Op 1 juli 2021 wordt de nieuwe Wet Bestuur en Toezicht Rechtspersonen (WBTR) van kracht. Als bestuurder van een vereniging of stichting (betaald danwel als vrijwilliger) moet u dan letten op het verschijnsel tegenstrijdig belang.
Per 1 juli 2021 worden de regels over tegenstrijdig belang zoals die al gelden voor BV’s en NV’s ook van kracht voor stichtingen, verenigingen, coöperaties en onderlinge waarborgmaatschappijen. Dit betekent dat als een bestuurder met betrekking tot een bepaald onderwerp een (in)direct tegenstrijdig belang heeft, hij/zij niet langer mag deelnemen aan het overleg en de besluitvorming binnen het bestuursorgaan. Gebeurt dat toch, dan kan dat besluit vernietigd worden en dus tot een aantastbaar besluit leiden. Dat heeft echter geen gevolgen voor de wederpartij van de vereniging of stichting. Tegenstrijdig belang van een bestuurder zal de contractspartijen dus niet raken.
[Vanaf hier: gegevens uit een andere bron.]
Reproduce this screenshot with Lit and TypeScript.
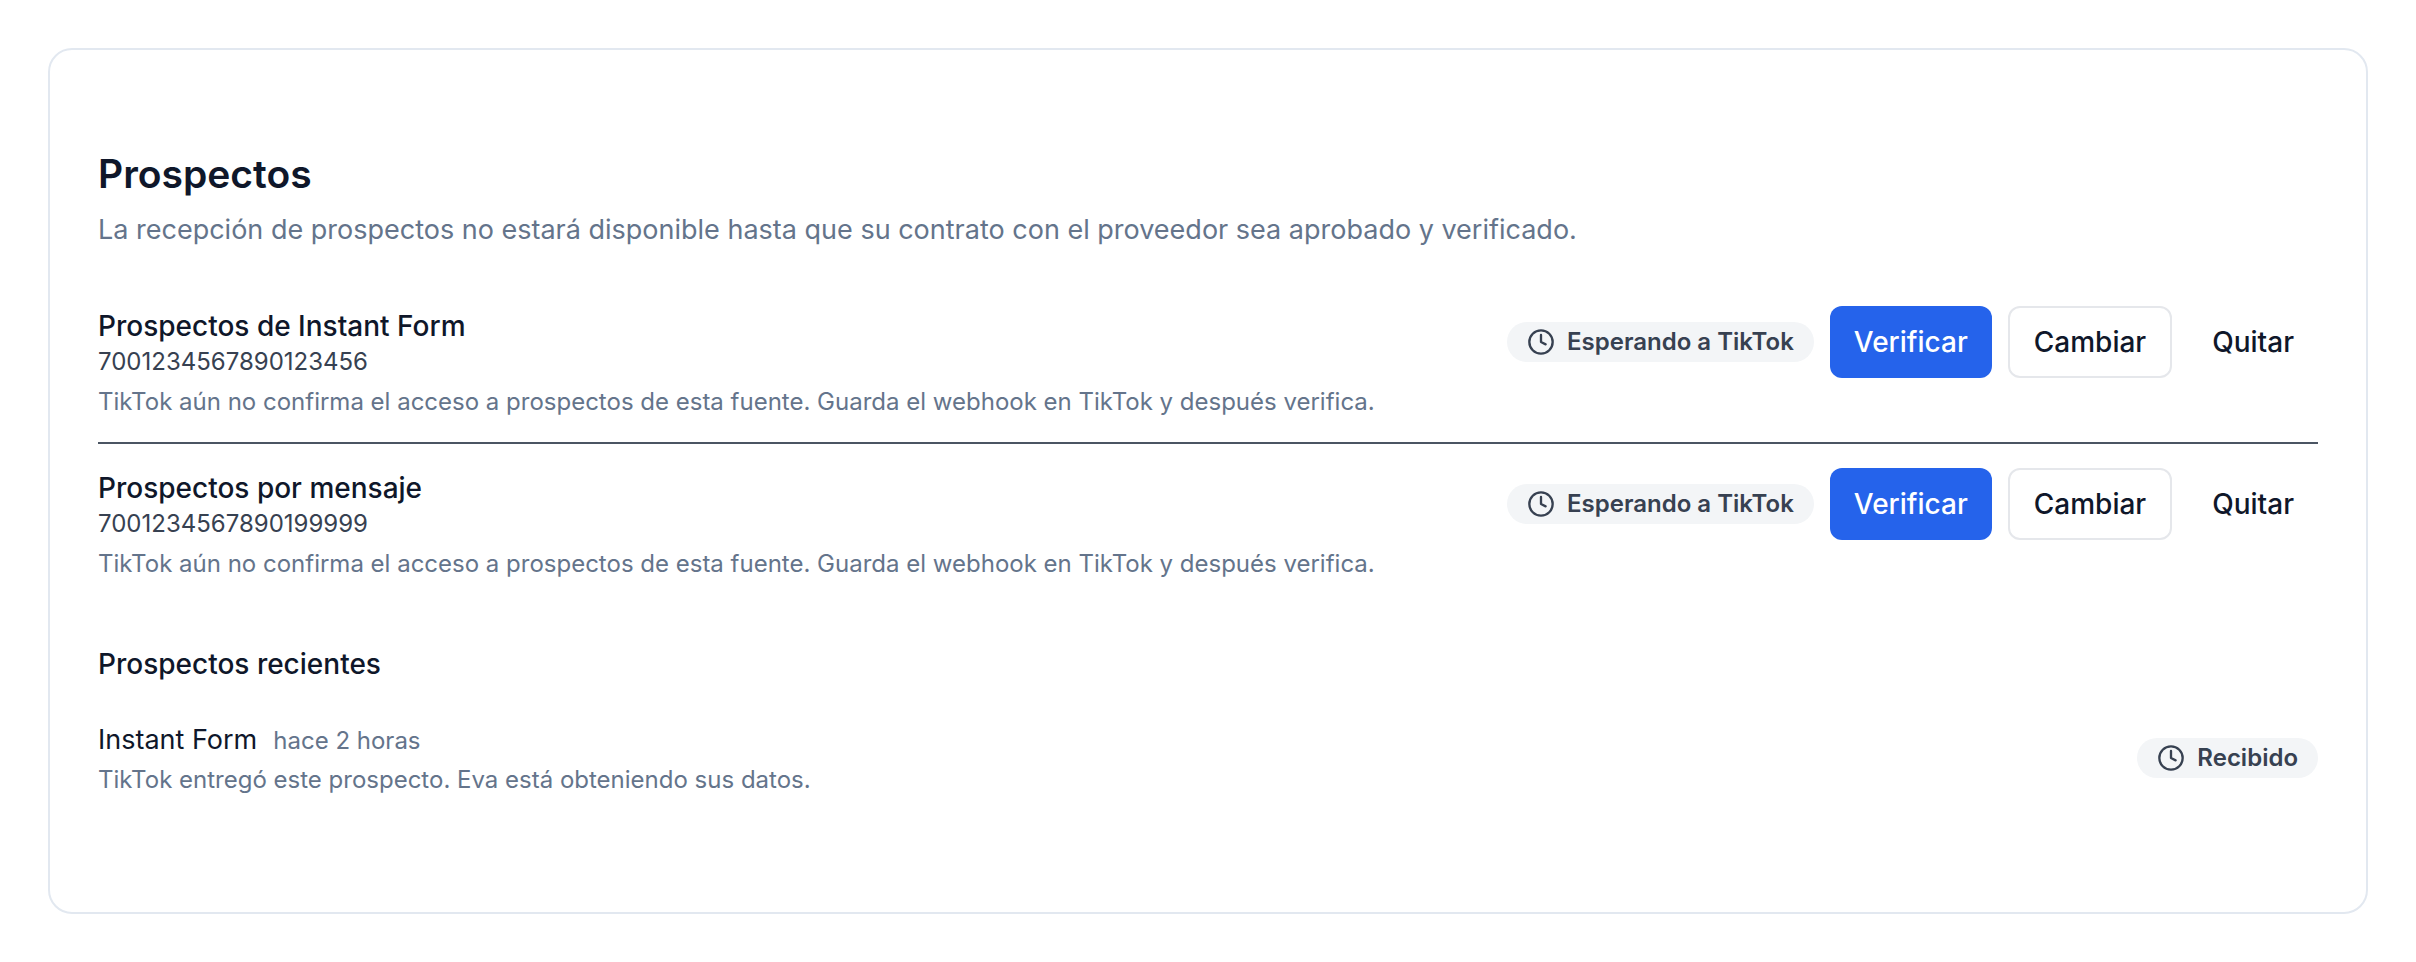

Er is sprake van een tegenstrijdig belang wanneer de bestuurder door de aanwezigheid van (A) een persoonlijk belang of (B) door zijn betrokkenheid bij een ander met dat van de vennootschap niet parallel lopend belang, niet in staat moet worden geacht het belang van de vennootschap en de daaraan verbonden onderneming te bewaken op een wijze die van een integer en onbevooroordeeld bestuurder mag worden verwacht. Er moet daadwerkelijk een belang bestaan dat het onmogelijk maakt voor de bestuurder zich uitsluitend door het belang van de vennootschap te laten leiden. Voorbeelden zijn: Het verstrekken van opdrachten aan gelieerde bedrijven, of het verkopen van een onderdeel van het bedrijf of het hele bedrijf aan een derde, terwijl de directeur zelf ook aandelen heeft in dat bedrijf en dus daar financieel voordeel bij heeft, of bij de ander in dienst treedt tegen een riant salaris.
Het is van belang om de huidige statuten van de vereniging of stichting tegen het licht te houden zodat inzichtelijk wordt welke bepalingen dienen te worden aangepast of aangevuld.